Financial markets can be similarly unforgiving. The inflation shock of 2022, the COVID crash of 2020, the abrupt repricing triggered by geopolitical events, each arrived quickly and required more than just a steady hand on portfolios. Conditions changed materially, and allocations built for a different environment were exposed.
The uncomfortable truth is that many investors - and many institutions - lack the governance structures or decision-making frameworks needed to respond in a timely and disciplined way. In many cases strategic asset allocation is reviewed annually at best yet markets do not operate on that schedule.
In football, the tactical substitution is one of the most powerful tools available to a manager. Introduced at the right moment, a fresh player can shift momentum, close down space, or exploit an emerging weakness in the opposition. The key word is right moment - the substitution needs to be responsive to what is actually happening, not to what was expected to happen.
Football history is punctuated by moments when a single substitution changed everything. Ole Gunnar Solskjær, coming off the bench in the dying minutes of the 1999 Champions League final, converted the goal that completed Manchester United's extraordinary comeback against Bayern Munich. Mario Götze, introduced with thirty minutes remaining in the 2014 World Cup final scored the extra-time winner that brought Germany the trophy. In Vienna in 1995, an eighteen-year-old Patrick Kluivert entered the pitch with twenty minutes left and settled the Champions League final against AC Milan with five minutes to spare. What united all three was not simply talent, but adaptability and timing: the right player, deployed at precisely the right moment.
This is where dynamic allocation strategies such as trend-following approaches can offer a genuinely distinctive role in a portfolio. Unlike traditional asset classes, which are largely anchored to valuations and long-term return expectations, trend-following strategies are designed to identify and systematically respond to prevailing market conditions. An allocation allows portfolios to adapt and change, without undergoing time-intensive and potentially costly asset allocation shifts. They are, in effect, the tactical substitutes of the investment world.
Historically, trend following strategies have performed well precisely when traditional asset classes have struggled most. During the extended drawdowns of 2008 and 2022 - periods when both equities and bonds declined simultaneously - trend-following strategies generated meaningful, offsetting positive returns; adding the kind of portfolio resilience that traditional assets could not deliver.
The FIFA World Cup will produce its share of surprises. Some of the most meticulously prepared teams will be undone by circumstances they did not anticipate.

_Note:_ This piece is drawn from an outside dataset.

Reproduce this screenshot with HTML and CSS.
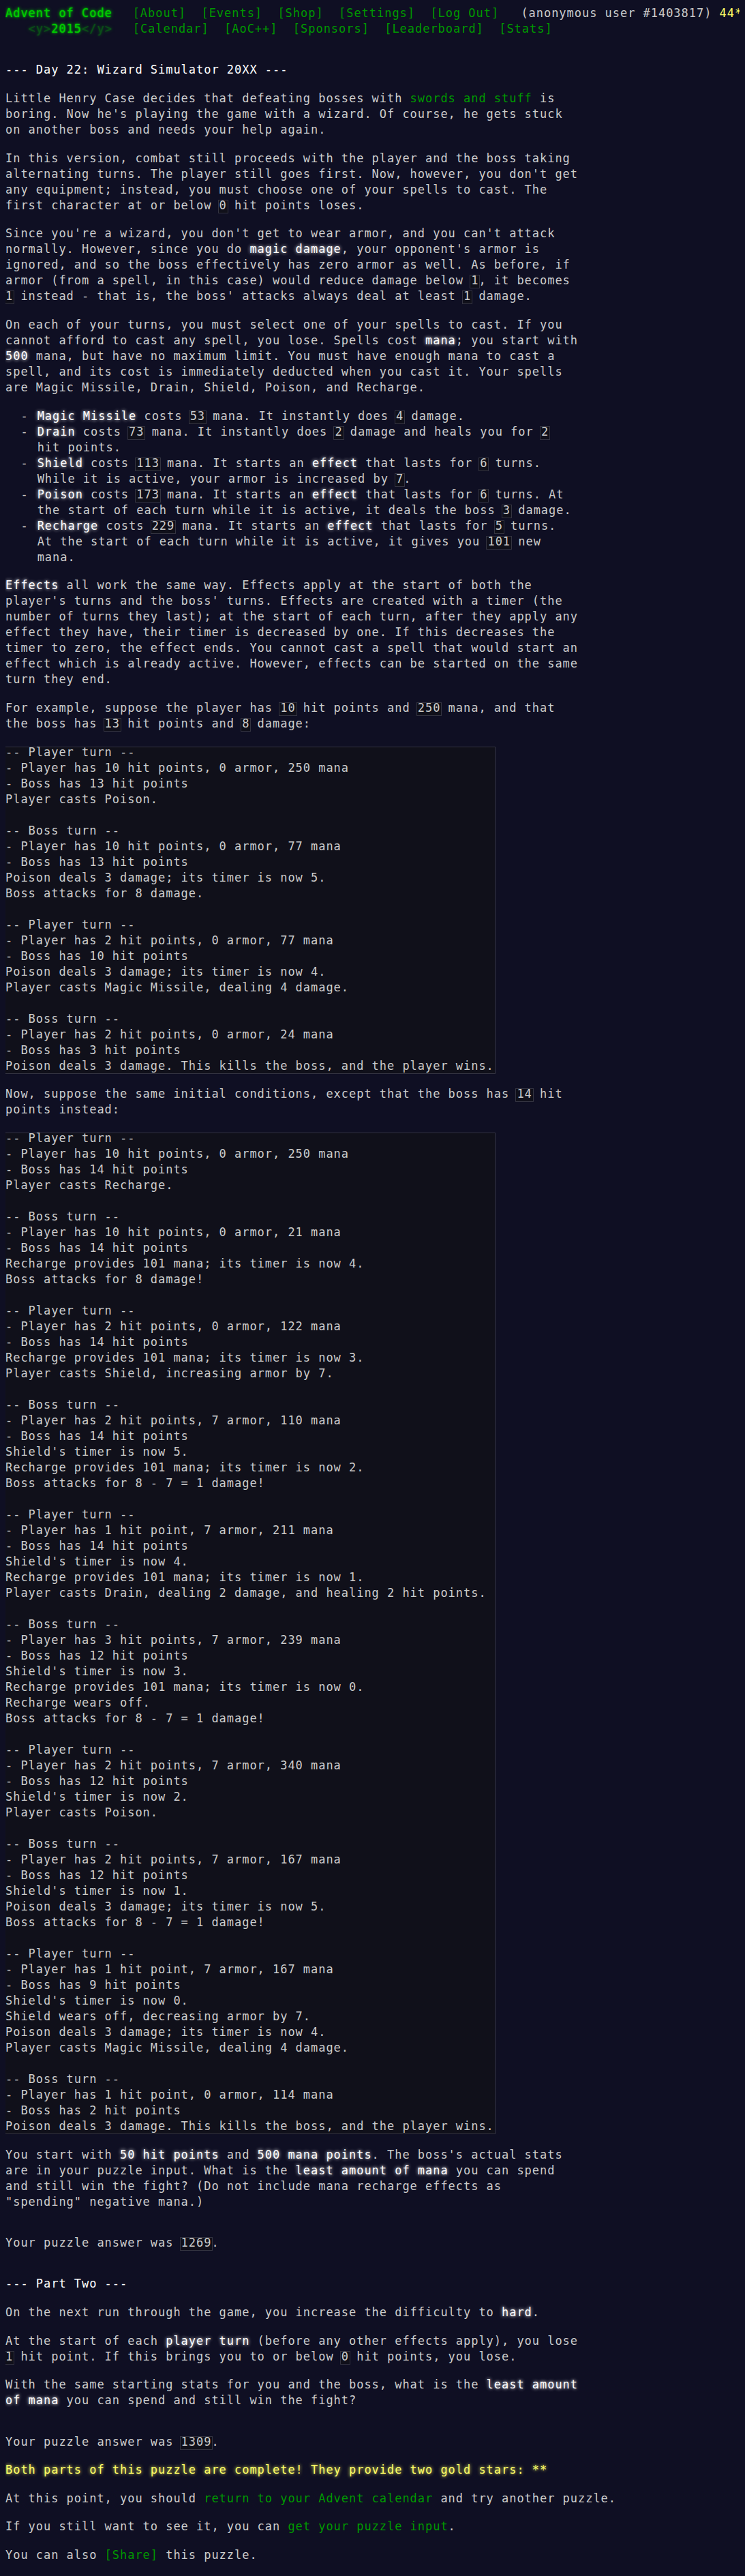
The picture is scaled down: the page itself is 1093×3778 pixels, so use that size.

The managers who navigate those moments successfully will be those who combined a strong plan with the judgement and tools to adapt.
Investors face the same challenge. The strategic asset allocation matters enormously, but so does having a genuine reaction function when conditions change. In a world of persistent uncertainty, the managers and the portfolios best equipped to respond are the ones most likely to lift the trophy.